- Important Preferences
- New Layers Panel
- Refined Crop Tools
- Conclusion
Refined Crop Tools
The Crop Tools in Photoshop CS6 have been improved and made more consistent with the Lightroom crop workflow. First, the Perspective Crop option has been moved into a separate tool so that you can find it and apply it more quickly.
With CS5 and earlier versions, it was necessary to invoke a special crop “mode” from the options bar, which was sometimes easy to miss. Moreover, the Crop Marquee did not provide enough feedback in some situations to create proper alignment. The new Perspective Crop tool in Photoshop CS6 puts the tool right in the Toolbar and offers a brand new marquee that makes it very easy to align straight edges in your photo to the marquee grid (Figure 8), so you need fewer retries to get the right result.
Figure 8: The new Perspective Crop tool makes it easier to quickly align your crop marquee and remove unwanted keystone effects in your image.
The standard Crop tool has also undergone some major changes, bringing Photoshop’s workflow in line with the crop workflow in Lightroom, as well as adding straightening capabilities that were previously only available with other tools.
First, the Crop Tool now uses the same type of “live overlay” marquee (called the Crop Shield) that you find in Lightroom. By default, the application now hides the cropped pixels rather than deleting them. That means at any time you can re-invoke the Photoshop CS6 Crop tool and immediately see the cropped pixels again, allowing you to reclaim some or all of them without stepping back in History. In effect, it is true non-destructive cropping. There are several new marquee grids as well, like Triangle, Golden Ratio and Golden Spiral (Figure 9).
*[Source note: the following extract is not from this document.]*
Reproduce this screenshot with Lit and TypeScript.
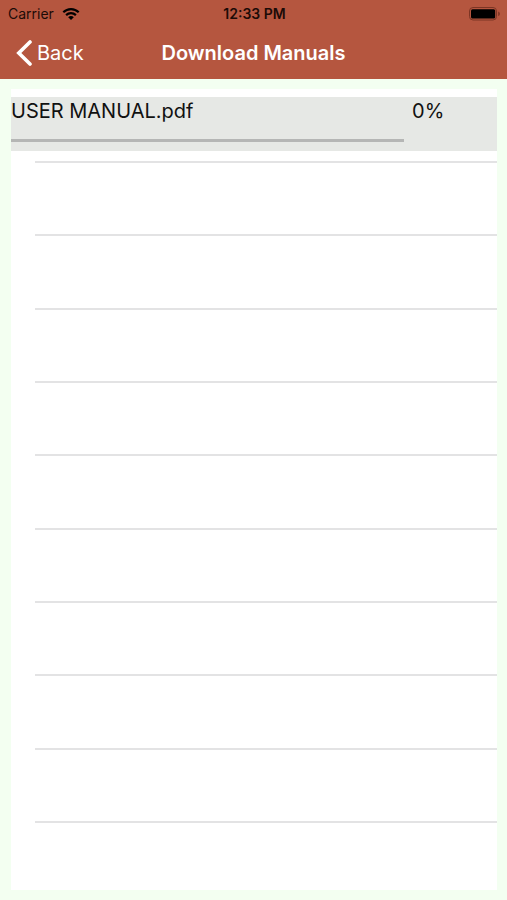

Figure 9: The new Crop Tool offers improved marquee types, a non-destructive Crop Shield (like Lightroom), and options for controlling marquee and shield appearance.
Also worth mentioning is the new Crop Options menu (Figure 10) that provides the ability to return the Crop Tool to Classic Mode, should you prefer the old method. You can also manage how the marquee and image area are displayed (for example, whether the image is centered automatically and how dark or light the Crop Shield is when displayed).
Figure 10: The new Crop Options pop-up menu.
Finally, one of the most useful changes to the Photoshop Crop workflow
is that a Straighten tool has been added to the Options Bar. It works just like the Straighten tools found in ACR and Lightroom. Click and drag a line marquee across the horizon or a horizontal surface, and a rotated crop marquee will appear afterward. You can modify the angle if needed; when finished, press Enter to accept the rotated crop and straighten the horizon (Figure 11). This is quicker and more intuitive, in my opinion, than manually rotating a standard crop marquee or using the Ruler Tool to straighten horizons, as we did in Photoshop CS5.
Figure 11: You can now straighten horizons using new Crop tool options.